Wait Till You See Me Dance consists of several extraordinary longer stories as well as a selection of intoxicating very short stories. In the chilling “The First Full Thought of Her Life,” a shooter gets in position while a young girl climbs a sand dune. In “Voltaire Night,” students compete to tell a story about the worst thing that ever happened to them. In “Stay Where You Are,” two oblivious travelers in Central America are kidnapped by a gunman they assume to be an insurgent—but the gunman has his own problems.

A Little More Human by Fiona Maazel (March 21, 2017)
I was nervous about this pitch until I realized it was written by a woman. So maybe it will be fine/good?? Maazel wrote a book called Woke Up Lonely about a cult leader that I want to read reaaally badly.
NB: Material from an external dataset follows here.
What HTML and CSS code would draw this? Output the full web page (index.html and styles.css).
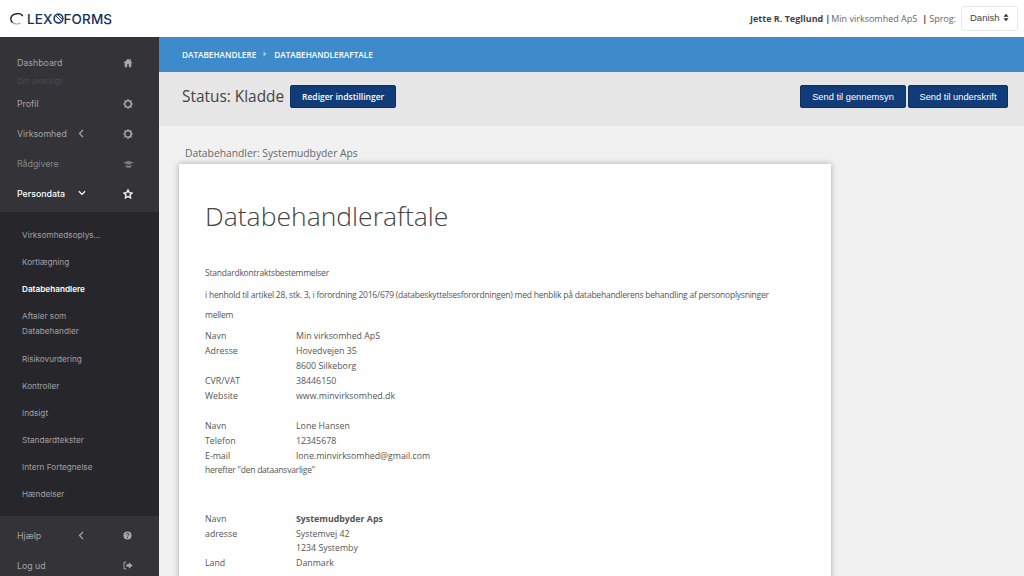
FILE: index.html
```html
<!DOCTYPE html>
<html lang="en">
<head>
    <meta charset="UTF-8">
    <title>Databehandleraftale</title>
    <link rel="stylesheet" href="styles.css">
</head>
<body>

    <header class="topbar">
        <div class="logo">
            <svg class="logo-mark" width="14" height="12" viewBox="0 0 14 12">
                <path d="M12.8 3.2C11.5 1 9 0.4 6.6 0.8C3 1.4 0.8 3.6 0.8 6.2C0.8 7.8 1.6 9 3 9.6" fill="none" stroke="#1c2230" stroke-width="1.4"/>
                <path d="M2.5 9.5C5 11.6 8.6 11.4 10.4 9.6" fill="none" stroke="#9aa0aa" stroke-width="1.2"/>
            </svg>
            <span>LEX</span><svg class="logo-o" width="11" height="13" viewBox="0 0 11 13"><circle cx="5.5" cy="6.5" r="4.4" fill="none" stroke="#143a70" stroke-width="1.6"/><path d="M2.5 3.5L8.5 9.5M4.5 2.5L9.5 7.5" stroke="#143a70" stroke-width="1"/></svg><span>FORMS</span>
        </div>
        <div class="user-info">
            <span class="user-name">Jette R. Tegllund</span>
            <span class="sep">|</span>
            <span>Min virksomhed ApS</span>
            <span class="sep sep-wide">|</span>
            <span>Sprog:</span>
            <div class="lang-select">
                Danish
                <svg width="6" height="9" viewBox="0 0 7 10"><path d="M3.5 0.5L6.5 4H0.5ZM3.5 9.5L0.5 6H6.5Z" fill="#333"/></svg>
            </div>
        </div>
    </header>

    <div class="layout">
        <nav class="sidebar">
            <div class="nav-main">
                <a class="nav-item nav-first">
                    <span class="nav-label">Dashboard</span>
                    <svg class="nav-icon" width="10" height="10" viewBox="0 0 12 12"><path d="M6 1L0.5 6H2V11H5V7.5H7V11H10V6H11.5L9.5 4.2V1.5H8V2.8Z" fill="#a8a8a8"/></svg>
                </a>
                <div class="nav-sub">Din oversigt</div>
                <a class="nav-item nav-profil">
                    <span class="nav-label">Profil</span>
                    <svg class="nav-icon" width="10" height="10" viewBox="0 0 12 12"><circle cx="6" cy="6" r="3.8" fill="none" stroke="#a8a8a8" stroke-width="1.8"/><path d="M6 0V2M6 10V12M0 6H2M10 6H12M1.8 1.8L3 3M9 9L10.2 10.2M10.2 1.8L9 3M3 9L1.8 10.2" stroke="#a8a8a8" stroke-width="1.3"/></svg>
                </a>
                <a class="nav-item">
                    <span class="nav-label">Virksomhed</span>
                    <svg class="nav-arrow" width="6" height="9" viewBox="0 0 6 9"><path d="M5 1L1.5 4.5L5 8" fill="none" stroke="#a8a8a8" stroke-width="1.2"/></svg>
                    <svg class="nav-icon" width="10" height="10" viewBox="0 0 12 12"><circle cx="6" cy="6" r="3.8" fill="none" stroke="#a8a8a8" stroke-width="1.8"/><path d="M6 0V2M6 10V12M0 6H2M10 6H12M1.8 1.8L3 3M9 9L10.2 10.2M10.2 1.8L9 3M3 9L1.8 10.2" stroke="#a8a8a8" stroke-width="1.3"/></svg>
                </a>
                <a class="nav-item nav-dim">
                    <span class="nav-label">Rådgivere</span>
                    <svg class="nav-icon" width="11" height="10" viewBox="0 0 13 12"><path d="M6.5 2L13 4.5L6.5 7L0 4.5Z" fill="#7c7c7c"/><path d="M3 7V9.5C5 11 8 11 10 9.5V7L6.5 8.3Z" fill="#7c7c7c"/></svg>
                </a>
                <a class="nav-item nav-active">
                    <span class="nav-label">Persondata</span>
                    <svg class="nav-arrow" width="8" height="6" viewBox="0 0 9 6"><path d="M1 1L4.5 4.5L8 1" fill="none" stroke="#fff" stroke-width="1.4"/></svg>
                    <svg class="nav-icon" width="10" height="10" viewBox="0 0 12 12"><path d="M6 1L7.5 4.3L11 4.7L8.4 7.1L9.1 10.7L6 8.9L2.9 10.7L3.6 7.1L1 4.7L4.5 4.3Z" fill="none" stroke="#fff" stroke-width="1.5"/></svg>
                </a>
            </div>
            <ul class="submenu">
                <li>Virksomhedsoplys...</li>
                <li>Kortlægning</li>
                <li class="submenu-active">Databehandlere</li>
                <li class="submenu-double">Aftaler som Databehandler</li>
                <li>Risikovurdering</li>
                <li>Kontroller</li>
                <li>Indsigt</li>
                <li>Standardtekster</li>
                <li>Intern Fortegnelse</li>
                <li>Hændelser</li>
            </ul>
            <div class="nav-bottom">
                <a class="nav-item">
                    <span class="nav-label">Hjælp</span>
                    <svg class="nav-arrow" width="6" height="9" viewBox="0 0 6 9"><path d="M5 1L1.5 4.5L5 8" fill="none" stroke="#a8a8a8" stroke-width="1.2"/></svg>
                    <svg class="nav-icon" width="9" height="9" viewBox="0 0 11 11"><circle cx="5.5" cy="5.5" r="5" fill="#a8a8a8"/><path d="M3.8 4.2C3.9 2.4 7.2 2.5 7.2 4.2C7.2 5.3 5.5 5.2 5.5 6.5" fill="none" stroke="#333338" stroke-width="1.2"/><rect x="4.9" y="7.5" width="1.2" height="1.2" fill="#333338"/></svg>
                </a>
                <a class="nav-item">
                    <span class="nav-label">Log ud</span>
                    <svg class="nav-icon" width="10" height="9" viewBox="0 0 12 10"><path d="M4 1H1.2V9H4" fill="none" stroke="#a8a8a8" stroke-width="1.2"/><path d="M4 3.5H7V1L11.5 5L7 9V6.5H4Z" fill="#a8a8a8"/></svg>
                </a>
            </div>
        </nav>

        <main class="content">
            <div class="breadcrumb">
                <span>DATABEHANDLERE</span>
                <svg width="4" height="6" viewBox="0 0 4 6"><path d="M0.5 0.5L3.5 3L0.5 5.5Z" fill="#a8cbe8"/></svg>
                <span>DATABEHANDLERAFTALE</span>
            </div>
            <div class="status-bar">
                <h2>Status: Kladde</h2>
                <button class="btn btn-edit">Rediger indstillinger</button>
                <div class="status-actions">
                    <button class="btn btn-review">Send til gennemsyn</button>
                    <button class="btn btn-sign">Send til underskrift</button>
                </div>
            </div>
            <div class="doc-area">
                <div class="doc-caption">Databehandler: Systemudbyder Aps</div>
                <article class="doc">
                    <h1>Databehandleraftale</h1>
                    <p class="doc-first">Standardkontraktsbestemmelser</p>
                    <p>i henhold til artikel 28, stk. 3, i forordning 2016/679 (databeskyttelsesforordningen) med henblik på databehandlerens behandling af personoplysninger</p>
                    <p>mellem</p>
                    <dl class="info">
                        <dt>Navn</dt><dd>Min virksomhed ApS</dd>
                        <dt>Adresse</dt><dd>Hovedvejen 35</dd>
                        <dt></dt><dd>8600 Silkeborg</dd>
                        <dt>CVR/VAT</dt><dd>38446150</dd>
                        <dt>Website</dt><dd>www.minvirksomhed.dk</dd>
                    </dl>
                    <dl class="info info-contact">
                        <dt>Navn</dt><dd>Lone Hansen</dd>
                        <dt>Telefon</dt><dd>12345678</dd>
                        <dt>E-mail</dt><dd>lone.minvirksomhed@gmail.com</dd>
                    </dl>
                    <p class="doc-after">herefter "den dataansvarlige"</p>
                    <dl class="info info-vendor">
                        <dt>Navn</dt><dd><strong>Systemudbyder Aps</strong></dd>
                        <dt>adresse</dt><dd>Systemvej 42</dd>
                        <dt></dt><dd>1234 Systemby</dd>
                        <dt>Land</dt><dd>Danmark</dd>
                    </dl>
                </article>
            </div>
        </main>
    </div>

</body>
</html>
```

FILE: styles.css
```css
* {
    box-sizing: border-box;
}
html, body {
    height: 576px;
    overflow: hidden;
}
body {
    margin: 0;
    font-family: "Open Sans", sans-serif;
    background-color: #f1f1f1;
    color: #555;
}
.topbar {
    height: 37px;
    background-color: white;
    display: flex;
    align-items: center;
    justify-content: space-between;
    padding: 0 6px 0 10px;
}
.logo {
    display: flex;
    align-items: center;
    font-family: Inter, sans-serif;
    font-size: 13.5px;
    font-weight: 500;
    color: #14305c;
    letter-spacing: 0.1px;
}
.logo-mark {
    margin-right: 3px;
}
.user-info {
    display: flex;
    align-items: center;
    padding-bottom: 1px;
    font-size: 9px;
    color: #666;
}
.user-name {
    font-weight: 700;
    color: #444;
}
.sep {
    margin: 0 1px 0 2px;
    font-weight: 700;
    color: #444;
}
.sep-wide {
    margin: 0 2px 0 5px;
}
.lang-select {
    width: 57px;
    height: 25px;
    margin-left: 5px;
    padding: 0 8px 2px 8px;
    display: flex;
    align-items: center;
    justify-content: space-between;
    border: 1px solid #e8e8e8;
    border-radius: 3px;
    font-family: "Liberation Sans", sans-serif;
    font-size: 9.5px;
    color: #444;
}
.layout {
    display: flex;
    height: 539px;
}
.sidebar {
    width: 159px;
    flex-shrink: 0;
    background-color: #333338;
    font-family: Inter, sans-serif;
    display: flex;
    flex-direction: column;
}
.nav-main {
    height: 175px;
    flex-shrink: 0;
    padding-top: 10px;
}
.nav-item {
    height: 30px;
    display: flex;
    align-items: center;
    position: relative;
    padding-left: 17px;
    font-size: 8.8px;
    color: #a4a4a6;
}
.nav-sub {
    height: 10px;
    margin-top: -1px;
    margin-bottom: 2px;
    padding-left: 17px;
    font-size: 8px;
    line-height: 10px;
    color: #4c4c54;
}
.nav-label {
    width: 59px;
}
.nav-arrow {
    margin-left: 2px;
}
.nav-icon {
    position: absolute;
    left: 123px;
    top: 11px;
}
.nav-dim {
    color: #858587;
}
.nav-active {
    color: white;
    font-weight: 500;
}
.submenu {
    list-style: none;
    margin: 0;
    padding: 10px 0 9px;
    height: 304px;
    flex-shrink: 0;
    background-color: #27272b;
    font-size: 8.2px;
    color: #a0a0a3;
}
.submenu li {
    height: 27px;
    padding-left: 22px;
    line-height: 27px;
}
.submenu .submenu-active {
    color: white;
    font-weight: 600;
}
.submenu .submenu-double {
    width: 100px;
    height: 43px;
    padding-top: 6px;
    line-height: 15px;
}
.nav-bottom {
    padding-top: 4px;
}
.content {
    flex: 1;
    min-width: 0;
}
.breadcrumb {
    height: 35px;
    padding-left: 23px;
    padding-bottom: 1px;
    background-color: #3e8bcb;
    display: flex;
    align-items: center;
    gap: 7px;
    font-size: 8.2px;
    font-weight: 600;
    color: white;
}
.status-bar {
    height: 54px;
    padding: 0 16px 5px 23px;
    background-color: #e6e6e6;
    display: flex;
    align-items: center;
}
.status-bar h2 {
    margin: 0;
    font-size: 15.4px;
    font-weight: 500;
    color: #444;
}
.btn {
    height: 23px;
    padding: 0;
    background-color: #123c78;
    color: white;
    border: 1px solid #0e2f60;
    border-radius: 2px;
    font-family: "Liberation Sans", sans-serif;
    font-size: 9.3px;
}
.btn-edit {
    width: 106px;
    margin-left: 6px;
    font-family: "Open Sans", sans-serif;
    font-weight: 600;
    font-size: 8.5px;
}
.btn-review {
    width: 106px;
}
.btn-sign {
    width: 100px;
}
.status-actions {
    margin-left: auto;
    display: flex;
    gap: 2px;
}
.doc-area {
    padding: 20px 0 0 20px;
}
.doc-caption {
    padding-left: 6px;
    height: 18px;
    font-size: 10.3px;
    line-height: 14px;
    color: #666;
}
.doc {
    width: 652px;
    height: 420px;
    padding: 34px 26px 0;
    background-color: white;
    box-shadow: 0 0 6px rgba(0, 0, 0, 0.3);
    font-size: 8.5px;
    letter-spacing: -0.23px;
    color: #555;
}
.doc h1 {
    margin: 0 0 33px;
    font-size: 26.5px;
    font-weight: 300;
    line-height: 36px;
    letter-spacing: 0;
    color: #444;
}
.doc p {
    margin: 0 0 8px;
    line-height: 12px;
}
.doc .doc-first {
    margin-bottom: 10px;
}
.info {
    display: grid;
    grid-template-columns: 91px 1fr;
    grid-auto-rows: 15px;
    margin: 0;
    font-size: 8.8px;
    line-height: 15px;
    letter-spacing: 0;
}
.info dt, .info dd {
    margin: 0;
}
.info-contact {
    margin-top: 15px;
}
.doc .doc-after {
    margin: 0;
}
.info-vendor {
    margin-top: 36px;
    grid-auto-rows: 14.5px;
}
```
Meet Phil Snyder: new father, nursing assistant at a cutting-edge biotech facility on Staten Island, and all-around decent guy. Trouble is, his life is falling apart. His wife has betrayed him, his job involves experimental surgeries with strange side effects, and his father is hiding early-onset dementia. Phil also has a special talent he doesn’t want to publicize—he’s a mind reader and moonlights as Brainstorm, a costumed superhero. But when Phil wakes up from a blackout drunk and is confronted with photos that seem to show him assaulting an unknown woman, even superpowers won’t help him. Try as he might, Phil can’t remember that night, and so, haunted by the need to know, he mind-reads his way through the lab techs at work, adoring fans at Toy Polloi, and anyone else who gets in his way, in an attempt to determine whether he’s capable of such violence.

I'm so impressed by my local presses!! Do you have a favorite local press?